Goal of the exercise:
Transcribe the whole listing without a single picture.

Recorded information:
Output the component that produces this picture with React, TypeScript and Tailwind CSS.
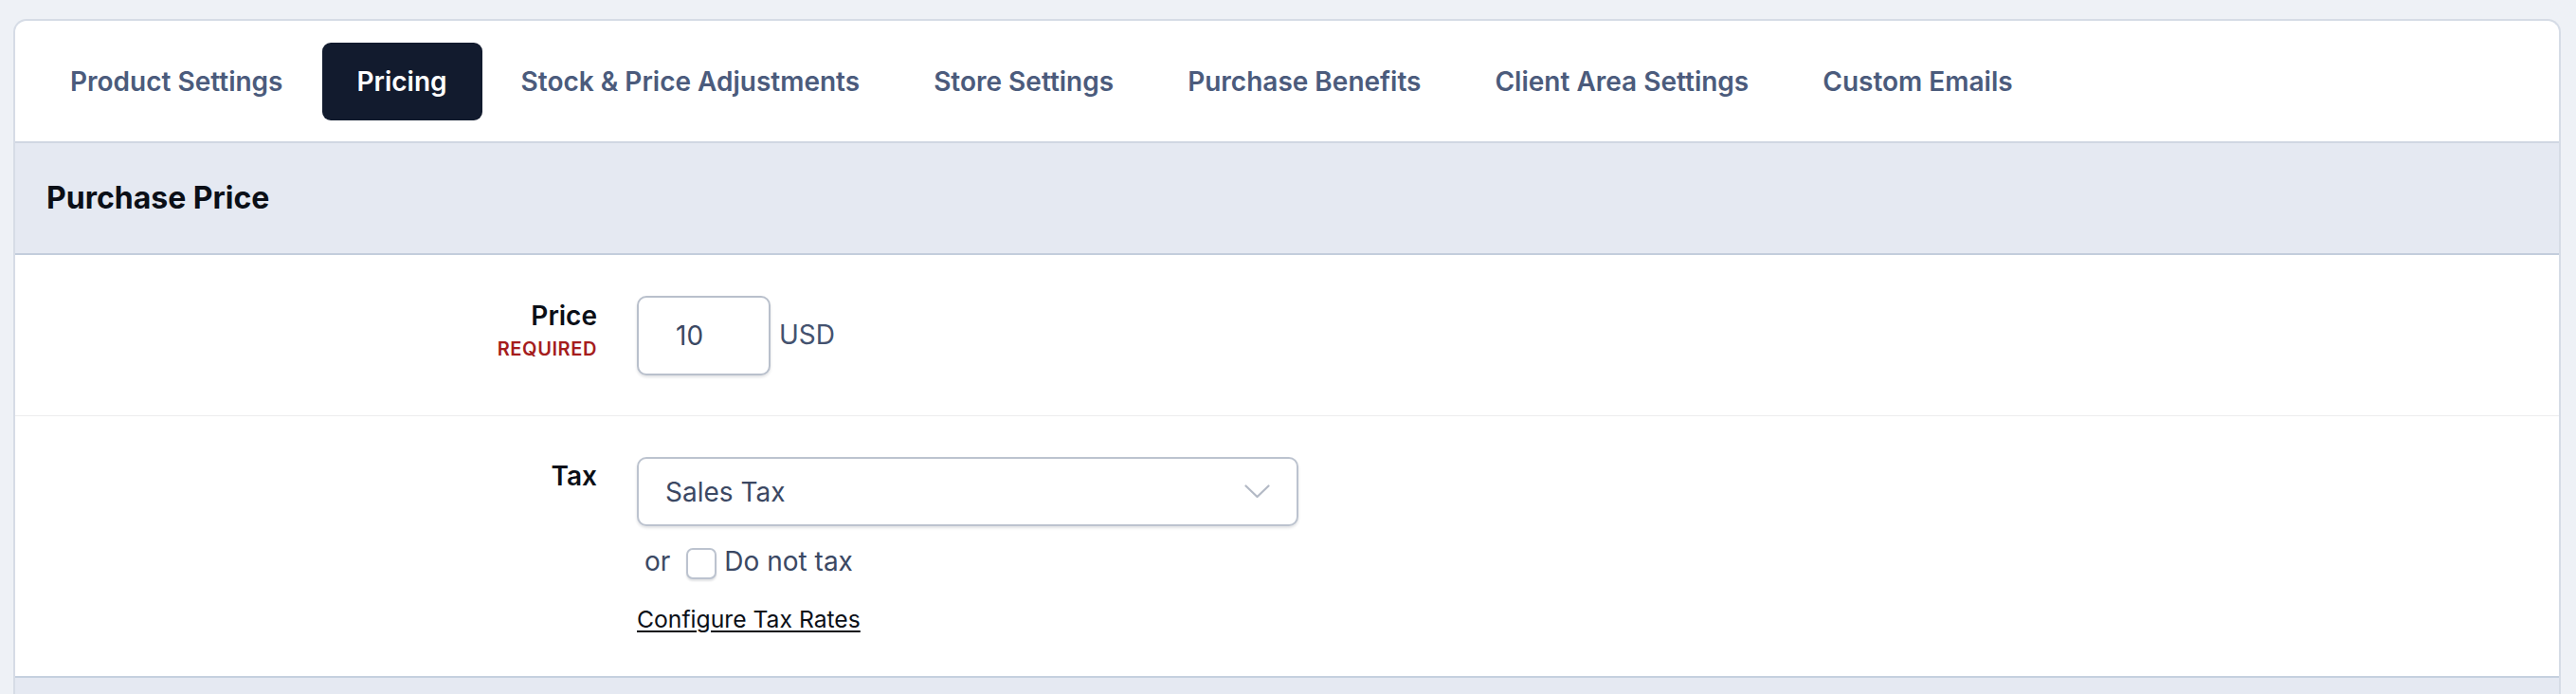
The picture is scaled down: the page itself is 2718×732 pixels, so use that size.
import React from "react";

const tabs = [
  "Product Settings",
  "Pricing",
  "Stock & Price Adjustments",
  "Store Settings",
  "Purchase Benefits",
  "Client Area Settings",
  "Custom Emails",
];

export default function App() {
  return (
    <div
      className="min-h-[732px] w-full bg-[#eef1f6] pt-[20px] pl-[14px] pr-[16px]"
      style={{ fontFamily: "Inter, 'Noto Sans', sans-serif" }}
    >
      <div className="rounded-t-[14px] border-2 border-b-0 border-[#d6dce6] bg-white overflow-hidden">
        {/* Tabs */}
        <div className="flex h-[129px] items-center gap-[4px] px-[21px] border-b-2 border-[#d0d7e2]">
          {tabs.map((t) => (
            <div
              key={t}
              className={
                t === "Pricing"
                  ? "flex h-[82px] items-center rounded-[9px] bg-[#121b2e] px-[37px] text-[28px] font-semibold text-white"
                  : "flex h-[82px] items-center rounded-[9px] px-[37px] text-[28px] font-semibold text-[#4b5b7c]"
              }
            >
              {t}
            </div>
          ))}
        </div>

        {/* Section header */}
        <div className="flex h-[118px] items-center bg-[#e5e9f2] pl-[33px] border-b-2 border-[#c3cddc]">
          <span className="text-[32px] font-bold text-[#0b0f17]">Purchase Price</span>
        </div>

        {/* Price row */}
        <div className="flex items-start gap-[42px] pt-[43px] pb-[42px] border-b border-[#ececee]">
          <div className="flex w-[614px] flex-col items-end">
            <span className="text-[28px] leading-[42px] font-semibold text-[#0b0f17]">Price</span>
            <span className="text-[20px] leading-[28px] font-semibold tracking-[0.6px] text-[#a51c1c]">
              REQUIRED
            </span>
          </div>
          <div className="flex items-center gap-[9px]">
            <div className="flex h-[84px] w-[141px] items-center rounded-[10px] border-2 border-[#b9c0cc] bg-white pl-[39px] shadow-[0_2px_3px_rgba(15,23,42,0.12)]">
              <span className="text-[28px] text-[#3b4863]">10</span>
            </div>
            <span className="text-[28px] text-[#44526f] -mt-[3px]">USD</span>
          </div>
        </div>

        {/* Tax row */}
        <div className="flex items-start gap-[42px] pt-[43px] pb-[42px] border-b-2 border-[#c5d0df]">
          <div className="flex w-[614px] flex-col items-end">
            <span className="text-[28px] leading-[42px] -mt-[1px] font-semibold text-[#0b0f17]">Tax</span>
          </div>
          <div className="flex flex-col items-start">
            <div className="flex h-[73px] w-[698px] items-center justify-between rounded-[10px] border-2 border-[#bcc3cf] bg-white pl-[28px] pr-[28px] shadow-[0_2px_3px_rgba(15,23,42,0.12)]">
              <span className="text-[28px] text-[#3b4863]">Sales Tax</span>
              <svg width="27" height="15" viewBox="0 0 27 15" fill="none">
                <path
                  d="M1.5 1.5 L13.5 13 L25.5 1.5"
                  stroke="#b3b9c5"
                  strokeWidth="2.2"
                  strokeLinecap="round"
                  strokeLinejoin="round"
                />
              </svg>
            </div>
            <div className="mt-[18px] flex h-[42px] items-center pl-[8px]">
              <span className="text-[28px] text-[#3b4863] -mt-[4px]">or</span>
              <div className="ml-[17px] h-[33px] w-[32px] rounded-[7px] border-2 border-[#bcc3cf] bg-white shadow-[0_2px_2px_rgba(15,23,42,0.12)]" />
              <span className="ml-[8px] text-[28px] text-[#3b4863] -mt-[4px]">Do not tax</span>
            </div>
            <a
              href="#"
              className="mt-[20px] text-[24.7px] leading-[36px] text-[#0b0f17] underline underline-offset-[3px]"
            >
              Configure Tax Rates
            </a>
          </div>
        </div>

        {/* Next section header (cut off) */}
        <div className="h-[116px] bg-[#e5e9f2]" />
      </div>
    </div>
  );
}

The response:
Output the component that produces this picture with React, TypeScript and Tailwind CSS.
The picture is scaled down: the page itself is 2718×732 pixels, so use that size.
import React from "react";

const tabs = [
  "Product Settings",
  "Pricing",
  "Stock & Price Adjustments",
  "Store Settings",
  "Purchase Benefits",
  "Client Area Settings",
  "Custom Emails",
];

export default function App() {
  return (
    <div
      className="min-h-[732px] w-full bg-[#eef1f6] pt-[20px] pl-[14px] pr-[16px]"
      style={{ fontFamily: "Inter, 'Noto Sans', sans-serif" }}
    >
      <div className="rounded-t-[14px] border-2 border-b-0 border-[#d6dce6] bg-white overflow-hidden">
        {/* Tabs */}
        <div className="flex h-[129px] items-center gap-[4px] px-[21px] border-b-2 border-[#d0d7e2]">
          {tabs.map((t) => (
            <div
              key={t}
              className={
                t === "Pricing"
                  ? "flex h-[82px] items-center rounded-[9px] bg-[#121b2e] px-[37px] text-[28px] font-semibold text-white"
                  : "flex h-[82px] items-center rounded-[9px] px-[37px] text-[28px] font-semibold text-[#4b5b7c]"
              }
            >
              {t}
            </div>
          ))}
        </div>

        {/* Section header */}
        <div className="flex h-[118px] items-center bg-[#e5e9f2] pl-[33px] border-b-2 border-[#c3cddc]">
          <span className="text-[32px] font-bold text-[#0b0f17]">Purchase Price</span>
        </div>

        {/* Price row */}
        <div className="flex items-start gap-[42px] pt-[43px] pb-[42px] border-b border-[#ececee]">
          <div className="flex w-[614px] flex-col items-end">
            <span className="text-[28px] leading-[42px] font-semibold text-[#0b0f17]">Price</span>
            <span className="text-[20px] leading-[28px] font-semibold tracking-[0.6px] text-[#a51c1c]">
              REQUIRED
            </span>
          </div>
          <div className="flex items-center gap-[9px]">
            <div className="flex h-[84px] w-[141px] items-center rounded-[10px] border-2 border-[#b9c0cc] bg-white pl-[39px] shadow-[0_2px_3px_rgba(15,23,42,0.12)]">
              <span className="text-[28px] text-[#3b4863]">10</span>
            </div>
            <span className="text-[28px] text-[#44526f] -mt-[3px]">USD</span>
          </div>
        </div>

        {/* Tax row */}
        <div className="flex items-start gap-[42px] pt-[43px] pb-[42px] border-b-2 border-[#c5d0df]">
          <div className="flex w-[614px] flex-col items-end">
            <span className="text-[28px] leading-[42px] -mt-[1px] font-semibold text-[#0b0f17]">Tax</span>
          </div>
          <div className="flex flex-col items-start">
            <div className="flex h-[73px] w-[698px] items-center justify-between rounded-[10px] border-2 border-[#bcc3cf] bg-white pl-[28px] pr-[28px] shadow-[0_2px_3px_rgba(15,23,42,0.12)]">
              <span className="text-[28px] text-[#3b4863]">Sales Tax</span>
              <svg width="27" height="15" viewBox="0 0 27 15" fill="none">
                <path
                  d="M1.5 1.5 L13.5 13 L25.5 1.5"
                  stroke="#b3b9c5"
                  strokeWidth="2.2"
                  strokeLinecap="round"
                  strokeLinejoin="round"
                />
              </svg>
            </div>
            <div className="mt-[18px] flex h-[42px] items-center pl-[8px]">
              <span className="text-[28px] text-[#3b4863] -mt-[4px]">or</span>
              <div className="ml-[17px] h-[33px] w-[32px] rounded-[7px] border-2 border-[#bcc3cf] bg-white shadow-[0_2px_2px_rgba(15,23,42,0.12)]" />
              <span className="ml-[8px] text-[28px] text-[#3b4863] -mt-[4px]">Do not tax</span>
            </div>
            <a
              href="#"
              className="mt-[20px] text-[24.7px] leading-[36px] text-[#0b0f17] underline underline-offset-[3px]"
            >
              Configure Tax Rates
            </a>
          </div>
        </div>

        {/* Next section header (cut off) */}
        <div className="h-[116px] bg-[#e5e9f2]" />
      </div>
    </div>
  );
}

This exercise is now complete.